How marketing theater happens

The pattern is predictable. A founder or marketing leader feels growth slowing. They hire someone — agency, consultant, in-house leader — to fix it. The fix takes the form of a rebrand, repositioning, new website, new campaign, new content engine.

The project produces deliverables, which look great. There's a kickoff, a creative review, a stakeholder sign-off, a launch. Everyone is busy. The energy in the building goes up.

Six months later, revenue is roughly where it was. Sometimes a little better, sometimes a little worse. But the project shipped, the deliverables exist, the team can point to work product, and nobody wants to be the person who calls it wasted effort.

So they don't. They start the next project.

Why the play never ends

The cynical part of me wants to say marketing theater is neverending because vendors profit from it. But that's not the whole story. The deeper reason is that real marketing work is unglamorous, slow, and hard to make for a company's board to understand.

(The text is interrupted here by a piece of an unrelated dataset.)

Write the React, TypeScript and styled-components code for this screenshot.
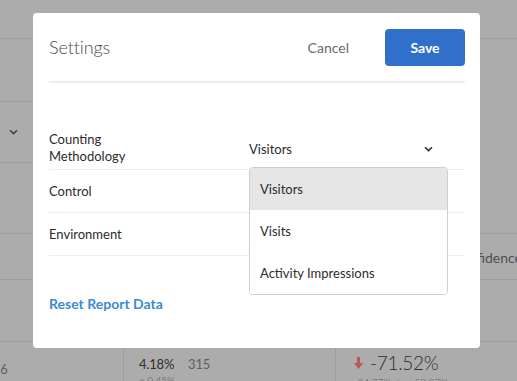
import { createGlobalStyle } from "styled-components";
import styled from "styled-components";

const GlobalStyle = createGlobalStyle`
  html, body {
    margin: 0;
    padding: 0;
    overflow: hidden;
  }
  body {
    font-family: Lato, "Open Sans", sans-serif;
    color: #2c2c2c;
  }
`;

// page behind the dialog
const Page = styled.div`
  position: relative;
  width: 100vw;
  height: 100vh;
  background: #acacac;
  overflow: hidden;
`;

const BgRow = styled.div<{ $height: number; $line: "full" | "left" }>`
  position: relative;
  height: ${(p) => p.$height}px;
  display: flex;
  align-items: center;
  &::after {
    content: "";
    position: absolute;
    left: 0;
    bottom: 0;
    height: 1px;
    width: ${(p) => (p.$line === "full" ? "100%" : "40px")};
    background: #9d9d9d;
  }
`;

const BgChevron = styled.svg`
  margin-left: 9px;
  margin-top: -2px;
`;

const BgHeaderText = styled.span`
  margin-left: auto;
  margin-right: -5px;
  font-size: 14px;
  color: #505050;
`;

const BgGrid = styled.div`
  display: grid;
  grid-template-columns: 123px 212px 1fr;
  height: 40px;
`;

const BgCell = styled.div<{ $pad: number; $top: number }>`
  padding: ${(p) => p.$top}px 0 0 ${(p) => p.$pad}px;
  border-left: 1px solid #9d9d9d;
  &:first-child {
    border-left: 0;
  }
`;

const BgLine = styled.div`
  display: flex;
  align-items: baseline;
  gap: 14px;
  white-space: nowrap;
`;

const BgValue = styled.span<{ $big?: boolean; $muted?: boolean }>`
  font-size: ${(p) => (p.$big ? "19px" : "13px")};
  font-weight: ${(p) => (p.$big ? 300 : 400)};
  color: ${(p) => (p.$muted ? "#5f5f5f" : "#2e2e2e")};
  letter-spacing: ${(p) => (p.$big ? "-0.3px" : "-0.2px")};
`;

const BgSub = styled.div`
  margin-top: 2px;
  font-size: 10px;
  color: #7a7a7a;
  white-space: nowrap;
`;

const DownArrow = styled.svg`
  align-self: center;
  margin-right: -7px;
`;

// dialog
const Dialog = styled.div`
  position: absolute;
  left: 33px;
  top: 13px;
  width: 447px;
  height: 335px;
  box-sizing: border-box;
  padding: 0 15px 0 16px;
  background: #ffffff;
  border-radius: 4px;
`;

const Header = styled.div`
  height: 68px;
  display: flex;
  align-items: center;
  border-bottom: 2px solid #ededed;
`;

const Title = styled.h2`
  margin: 0;
  font-size: 18px;
  font-weight: 300;
  color: #4b4b4b;
  letter-spacing: -0.1px;
`;

const Actions = styled.div`
  margin-left: auto;
  display: flex;
  align-items: center;
  gap: 36px;
`;

const TextButton = styled.button`
  border: 0;
  background: none;
  padding: 0;
  font-family: inherit;
  font-size: 14px;
  color: #6b6b6b;
  cursor: pointer;
`;

const PrimaryButton = styled.button`
  width: 80px;
  height: 37px;
  border: 0;
  border-radius: 4px;
  background: #3070cb;
  color: #ffffff;
  font-family: inherit;
  font-size: 14px;
  font-weight: 700;
  cursor: pointer;
`;

const Body = styled.div`
  padding-top: 44px;
`;

const FieldRow = styled.div`
  display: grid;
  grid-template-columns: 200px 199px;
  align-items: center;
  min-height: 42px;
  border-bottom: 1px solid #eeeeee;
`;

const Label = styled.div`
  font-size: 13px;
  line-height: 17px;
  color: #2c2c2c;
`;

const Select = styled.div`
  position: relative;
  height: 36px;
  display: flex;
  align-items: center;
  justify-content: space-between;
  padding-right: 15px;
  font-size: 13px;
  color: #2c2c2c;
  margin-top: 1px;
`;

const Menu = styled.ul`
  position: absolute;
  left: 0;
  right: 0;
  top: 100%;
  margin: 0;
  padding: 0;
  list-style: none;
  background: #ffffff;
  border: 1px solid #cfcfcf;
  border-radius: 4px;
  overflow: hidden;
  z-index: 2;
`;

const MenuItem = styled.li<{ $active?: boolean }>`
  height: 42px;
  display: flex;
  align-items: center;
  padding-left: 10px;
  font-size: 13px;
  color: #2c2c2c;
  background: ${(p) => (p.$active ? "#e6e6e6" : "#ffffff")};
`;

const ResetLink = styled.a`
  display: inline-block;
  margin-top: 39px;
  font-size: 14px;
  font-weight: 700;
  color: #3d8ad0;
  cursor: pointer;
`;

const Chevron = ({ color = "#2f2f2f" }: { color?: string }) => (
  <svg width="9" height="6" viewBox="0 0 9 6">
    <path d="M1 1.2 L4.5 4.6 L8 1.2" fill="none" stroke={color} strokeWidth="1.6" />
  </svg>
);

const fields = ["Control", "Environment"];
const options = ["Visitors", "Visits", "Activity Impressions"];

export default function App() {
  return (
    <>
      <GlobalStyle />
      <Page>
        <BgRow $height={39} $line="full" />
        <BgRow $height={63} $line="left" />
        <BgRow $height={61} $line="left">
          <BgChevron width="9" height="6" viewBox="0 0 9 6">
            <path d="M1 1.2 L4.5 4.6 L8 1.2" fill="none" stroke="#444" strokeWidth="1.6" />
          </BgChevron>
        </BgRow>
        <BgRow $height={71} $line="full" />
        <BgRow $height={46} $line="full">
          <BgHeaderText>Confidence</BgHeaderText>
        </BgRow>
        <BgRow $height={62} $line="full" />
        <BgGrid>
          <BgCell $pad={0} $top={16}>
            <BgValue $muted style={{ marginLeft: -7 }}>16</BgValue>
          </BgCell>
          <BgCell $pad={15} $top={14}>
            <BgLine>
              <BgValue>4.18%</BgValue>
              <BgValue $muted>315</BgValue>
            </BgLine>
            <BgSub>± 0.45%</BgSub>
          </BgCell>
          <BgCell $pad={18} $top={9}>
            <BgLine>
              <DownArrow width="9" height="12" viewBox="0 0 9 12">
                <path d="M3 0 H6 V6 H9 L4.5 12 L0 6 H3 Z" fill="#b55a55" />
              </DownArrow>
              <BgValue $big>-71.52%</BgValue>
            </BgLine>
            <BgSub>-84.77% &nbsp;to&nbsp; -58.27%</BgSub>
          </BgCell>
        </BgGrid>

        <Dialog>
          <Header>
            <Title>Settings</Title>
            <Actions>
              <TextButton>Cancel</TextButton>
              <PrimaryButton>Save</PrimaryButton>
            </Actions>
          </Header>
          <Body>
            <FieldRow>
              <Label>
                Counting
                <br />
                Methodology
              </Label>
              <Select>
                <span>Visitors</span>
                <Chevron />
                <Menu>
                  {options.map((o, i) => (
                    <MenuItem key={o} $active={i === 0}>
                      {o}
                    </MenuItem>
                  ))}
                </Menu>
              </Select>
            </FieldRow>
            {fields.map((f) => (
              <FieldRow key={f}>
                <Label>{f}</Label>
              </FieldRow>
            ))}
            <ResetLink>Reset Report Data</ResetLink>
          </Body>
        </Dialog>
      </Page>
    </>
  );
}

The thing that actually moves revenue — sharper offers, tighter funnels, better customer research, more disciplined follow-up, a thousand small decisions made better over time — isn't sexy, and most egregious of all, looks like work.

There's no kickoff meeting for "we're going to spend the next quarter making our checkout flow 12% better."

There's no agency pitch deck for "we're going to actually call our last 30 churned customers and find out why they left."

So the work that gets funded is the work that's easy to describe at a board meeting. Theater is, by definition, the kind of marketing that performs well in slide decks.

What real work looks like

If you've ever worked with someone who actually helps a company move the needle, you may have noticed that they're often more quiet than the theater operators, and they spend their time on things that are easy to underestimate.

They read sales call transcripts. They sit on customer support for an hour a week. They have a spreadsheet of every line of copy that's been tested in the last two years and what happened. They know which email in the welcome sequence is doing the most work and why. They have opinions about button colors that are actually backed by data, and other opinions about button colors that they've explicitly stopped having because the data wouldn't support them either way.

The work is mostly invisible . . . but not the results.

What to look for

If you're a founder or marketing leader trying to tell the difference between theater and the real thing, a few signals:

Real operators talk about the work, not the deliverables. They describe what they did and why, not what they shipped. They name specific tradeoffs they made and what they'd do differently. The theater operators describe campaigns and decks; the real ones describe decisions.

Real operators have opinions that cost them money. They turn down work that won't move numbers. They tell you the rebrand is a bad idea before you spend $80K on it. They push back on offers, audiences, and pricing because they care more about the result than the engagement.

Real operators are uncomfortable with vague metrics. "Engagement is up." "Brand awareness is improving." "We're hearing great things from the team." A real operator either has the number or admits they don't, and they don't dress it up.

Real operators do the unglamorous work first. Before they redesign the homepage, they look at where traffic is coming from and what people are doing on the existing one. Before they propose a new campaign, they ask what the current one is doing and why it might be underperforming. Theater starts with the new thing; substance starts with the existing thing.

If you've been funding theater for a while, the moment you stop is uncomfortable. The energy goes down. The work gets quieter. The all-hands updates get less exciting. Someone asks why there's no big launch this quarter.

But the number starts moving. And eventually, it keeps moving. And that's what all this is about anyway.